¿Cómo puede un científico y amante de la razón, ser también el autor de una obra en la cual se toma con seriedad a una ouija y a las premoniciones? Pues así, sin olvidar que la base del carácter científico está en la curiosidad y el conocimiento falible. Este es uno de los elementos que hacen maravilloso «El fin de la infancia» de Arthur C. Clarke.
Entre algunos de sus logros fuera de la literatura, Clarke escribió un par de textos que sirvieron para inspirar e impulsar el uso de satélites geoestacionarios para las telecomunicaciones. Su genio también nos dio grandes obras de ciencia ficción como «2001: una odisea en el espacio». En «El fin de la infancia» el autor británico exploró la situación que ha intrigado a muchos: ¿qué pasaría en el mundo si de pronto una especie inteligente llegara a la Tierra desde el espacio exterior?

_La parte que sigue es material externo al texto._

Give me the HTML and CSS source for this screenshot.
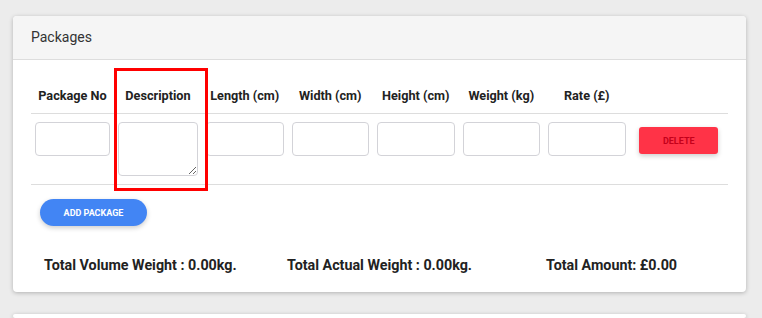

La novela no tarda en dar contexto a la situación más de unas cuantas páginas: poco antes del lanzamiento de una misión tripulada a Marte, y sin previo aviso, naves gigantescas aparecen estáticas en el cielo sobre varias ciudades de la Tierra. La relación con los seres que las tripulan, junto con su influencia en la humanidad, son exploradas a lo largo de las tres partes en que se divide el libro. Estas van de la mano con tres eras que nuestra especie atraviesa durante el relato. Todas ellas son detonadas como consecuencia del contacto con estos seres extraterrestres, quienes con solo llegar a la Tierra, ponen fin al hambre y a las guerras.
No obstante una sensación de misterio y desconfianza cobija las intenciones de estos seres, quienes en un principio permanecen fuera de la vista del público. Solo se comunican en reuniones privadas entre uno de los visitantes y el secretario general de la ONU, Rikki Stormgren. La estafeta del protagonismo después pasa a manos de George Greggson y finalmente a las de Jan Rodricks. Cada uno formará una relación cercana con los visitantes, que cambiará sus vidas por completo.
Transición y trascendencia
El ritmo de la historia es ágil y Clarke nos recuerda en cada página que el tiempo avanza, sin considerar nuestros deseos personales. A lo largo de la novela hay grupos disidentes y otros que cuestionan a los extraterrestres y la confianza que se deposita en ellos. Otros individuos prefieren disfrutar de la paz y la abundancia que ocasionaron: una era en la que se desconoce la escasez y todos viven en plenitud material e intelectual. Sin importar estas inclinaciones, el tiempo corre y una sensación de que lo inevitable se aproxima está presente en cada párrafo.
Clarke escribe con un tono esperanzador y al mismo tiempo es brutal en su honestidad cuando habla de que no hay nada que podamos dar por sentado. Trascendencia y utopía son usadas para mostrar el potencial de nuestra especie, así como las consecuencias del progreso. No cae en la trampa que otros escritores fomentan: ver la perfección como objetivo deseable e incuestionable. Más bien es un momento más en la historia.
Lo religioso, lo esotérico y lo metafísico, conviven con el método científico y las herencias del positivismo. Ninguno de estos elementos está por encima de los otros. Lamente del autor conjuga cada uno para mostrar la complejidad que nos caracteriza, y para exaltar la virtud de la curiosidad. Lo único que algunos tal vez juzguen de forma negativa, es que algunos personajes no se desarrollan por completo, sino sirven como herramientas con propósitos específicos en la trama. Clarke no lo oculta, lo cual se agradece. De hecho lo aprovecha para explorar temas difíciles como la existencia y el propósito.
«El fin de la infancia» es una novela que cualquier amante de la ciencia ficción apreciará. Asimismo es un buen punto de acercamiento al género, para quienes sostengan la idea de que está lleno de fantasías adolescentes y utopías. Clarke escribió historias llenas de todo lo que nos hace humanos. Especuló sobre futuros posibles, sin caer en complacencias y en este texto nos invita a valorar tanto el presente, como los sueños perpetuos de progreso. Al final, reina la aceptación.